_Task brief_:
Leave out the pictures and transcribe the rest of the records exactly.
-- start --
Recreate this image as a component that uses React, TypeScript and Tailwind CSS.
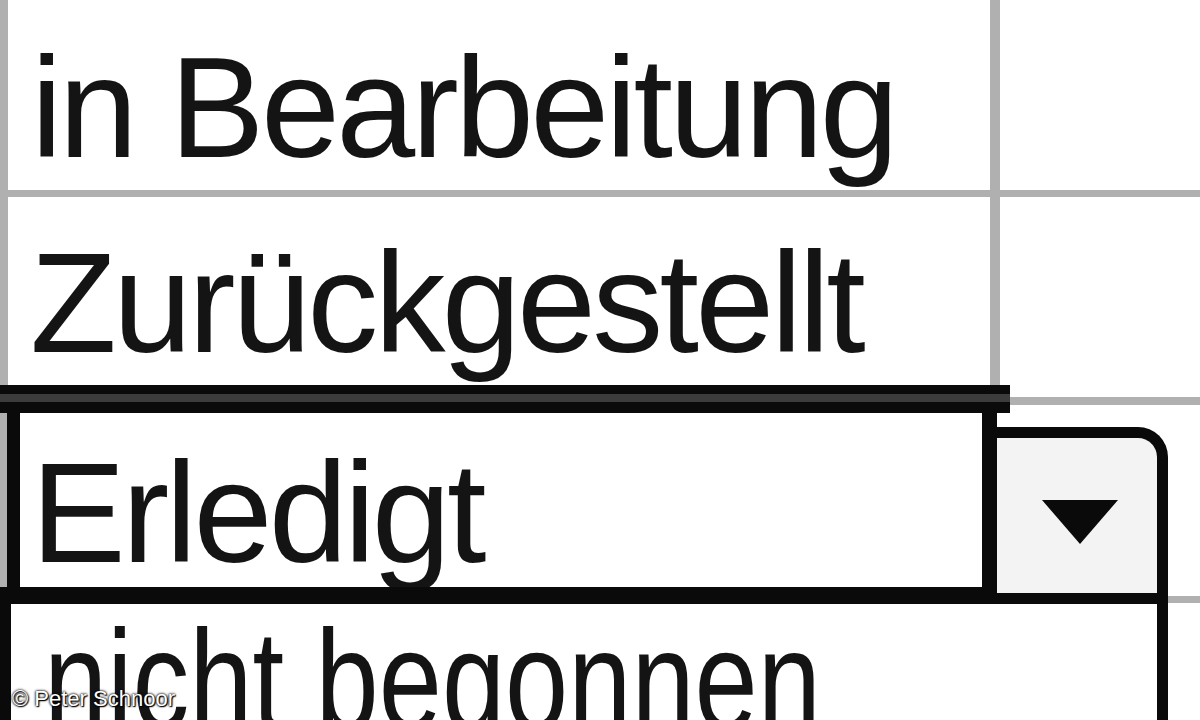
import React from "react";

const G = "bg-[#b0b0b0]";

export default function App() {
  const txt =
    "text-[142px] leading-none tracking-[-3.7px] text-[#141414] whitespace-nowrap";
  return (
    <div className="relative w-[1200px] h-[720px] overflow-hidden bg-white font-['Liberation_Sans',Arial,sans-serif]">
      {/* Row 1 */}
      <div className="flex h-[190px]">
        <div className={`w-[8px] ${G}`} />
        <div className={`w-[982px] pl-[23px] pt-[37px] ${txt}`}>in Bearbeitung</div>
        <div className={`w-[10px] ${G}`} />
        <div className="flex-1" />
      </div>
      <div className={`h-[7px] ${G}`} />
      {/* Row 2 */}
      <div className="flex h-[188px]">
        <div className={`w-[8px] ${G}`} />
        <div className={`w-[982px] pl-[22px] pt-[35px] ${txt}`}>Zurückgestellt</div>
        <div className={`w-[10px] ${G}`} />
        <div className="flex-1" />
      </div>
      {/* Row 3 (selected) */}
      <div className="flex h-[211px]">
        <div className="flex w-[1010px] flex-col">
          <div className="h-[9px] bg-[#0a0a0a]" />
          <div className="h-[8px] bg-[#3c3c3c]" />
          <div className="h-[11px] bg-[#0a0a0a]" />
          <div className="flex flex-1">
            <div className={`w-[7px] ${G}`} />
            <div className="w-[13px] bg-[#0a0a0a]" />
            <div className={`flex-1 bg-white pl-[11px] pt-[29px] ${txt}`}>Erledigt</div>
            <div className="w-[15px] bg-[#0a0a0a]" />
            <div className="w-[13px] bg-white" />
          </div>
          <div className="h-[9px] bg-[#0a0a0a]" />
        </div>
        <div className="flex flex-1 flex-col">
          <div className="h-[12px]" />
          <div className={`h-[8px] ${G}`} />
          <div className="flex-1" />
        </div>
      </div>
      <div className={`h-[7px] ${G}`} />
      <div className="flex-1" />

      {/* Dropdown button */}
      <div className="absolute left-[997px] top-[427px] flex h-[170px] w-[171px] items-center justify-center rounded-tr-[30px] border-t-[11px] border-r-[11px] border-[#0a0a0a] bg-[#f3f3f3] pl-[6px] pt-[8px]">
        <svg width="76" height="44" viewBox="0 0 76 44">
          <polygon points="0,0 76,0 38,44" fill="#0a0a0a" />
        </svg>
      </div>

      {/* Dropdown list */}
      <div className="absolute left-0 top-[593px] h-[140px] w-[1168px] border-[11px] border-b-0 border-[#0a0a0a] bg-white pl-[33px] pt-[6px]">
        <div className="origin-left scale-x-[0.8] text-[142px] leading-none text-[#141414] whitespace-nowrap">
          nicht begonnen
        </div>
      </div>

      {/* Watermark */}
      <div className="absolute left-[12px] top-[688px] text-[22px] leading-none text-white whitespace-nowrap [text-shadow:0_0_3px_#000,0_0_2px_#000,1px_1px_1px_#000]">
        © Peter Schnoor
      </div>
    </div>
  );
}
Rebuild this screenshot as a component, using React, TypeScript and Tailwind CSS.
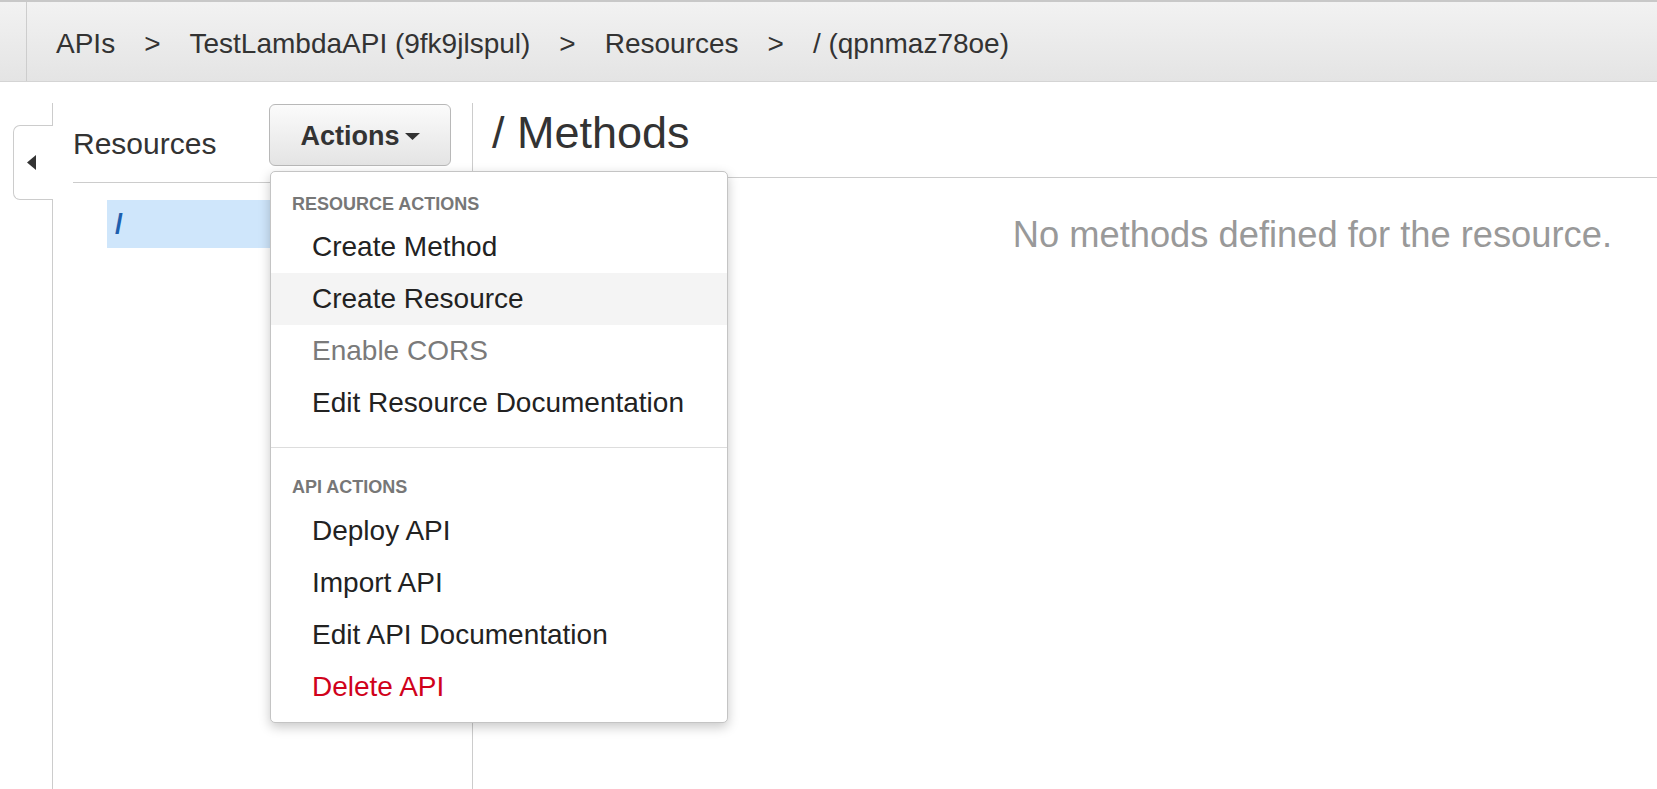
-- end --
_Exercise solution_:
Recreate this image as a component that uses React, TypeScript and Tailwind CSS.
import React from "react";

const G = "bg-[#b0b0b0]";

export default function App() {
  const txt =
    "text-[142px] leading-none tracking-[-3.7px] text-[#141414] whitespace-nowrap";
  return (
    <div className="relative w-[1200px] h-[720px] overflow-hidden bg-white font-['Liberation_Sans',Arial,sans-serif]">
      {/* Row 1 */}
      <div className="flex h-[190px]">
        <div className={`w-[8px] ${G}`} />
        <div className={`w-[982px] pl-[23px] pt-[37px] ${txt}`}>in Bearbeitung</div>
        <div className={`w-[10px] ${G}`} />
        <div className="flex-1" />
      </div>
      <div className={`h-[7px] ${G}`} />
      {/* Row 2 */}
      <div className="flex h-[188px]">
        <div className={`w-[8px] ${G}`} />
        <div className={`w-[982px] pl-[22px] pt-[35px] ${txt}`}>Zurückgestellt</div>
        <div className={`w-[10px] ${G}`} />
        <div className="flex-1" />
      </div>
      {/* Row 3 (selected) */}
      <div className="flex h-[211px]">
        <div className="flex w-[1010px] flex-col">
          <div className="h-[9px] bg-[#0a0a0a]" />
          <div className="h-[8px] bg-[#3c3c3c]" />
          <div className="h-[11px] bg-[#0a0a0a]" />
          <div className="flex flex-1">
            <div className={`w-[7px] ${G}`} />
            <div className="w-[13px] bg-[#0a0a0a]" />
            <div className={`flex-1 bg-white pl-[11px] pt-[29px] ${txt}`}>Erledigt</div>
            <div className="w-[15px] bg-[#0a0a0a]" />
            <div className="w-[13px] bg-white" />
          </div>
          <div className="h-[9px] bg-[#0a0a0a]" />
        </div>
        <div className="flex flex-1 flex-col">
          <div className="h-[12px]" />
          <div className={`h-[8px] ${G}`} />
          <div className="flex-1" />
        </div>
      </div>
      <div className={`h-[7px] ${G}`} />
      <div className="flex-1" />

      {/* Dropdown button */}
      <div className="absolute left-[997px] top-[427px] flex h-[170px] w-[171px] items-center justify-center rounded-tr-[30px] border-t-[11px] border-r-[11px] border-[#0a0a0a] bg-[#f3f3f3] pl-[6px] pt-[8px]">
        <svg width="76" height="44" viewBox="0 0 76 44">
          <polygon points="0,0 76,0 38,44" fill="#0a0a0a" />
        </svg>
      </div>

      {/* Dropdown list */}
      <div className="absolute left-0 top-[593px] h-[140px] w-[1168px] border-[11px] border-b-0 border-[#0a0a0a] bg-white pl-[33px] pt-[6px]">
        <div className="origin-left scale-x-[0.8] text-[142px] leading-none text-[#141414] whitespace-nowrap">
          nicht begonnen
        </div>
      </div>

      {/* Watermark */}
      <div className="absolute left-[12px] top-[688px] text-[22px] leading-none text-white whitespace-nowrap [text-shadow:0_0_3px_#000,0_0_2px_#000,1px_1px_1px_#000]">
        © Peter Schnoor
      </div>
    </div>
  );
}
Rebuild this screenshot as a component, using React, TypeScript and Tailwind CSS.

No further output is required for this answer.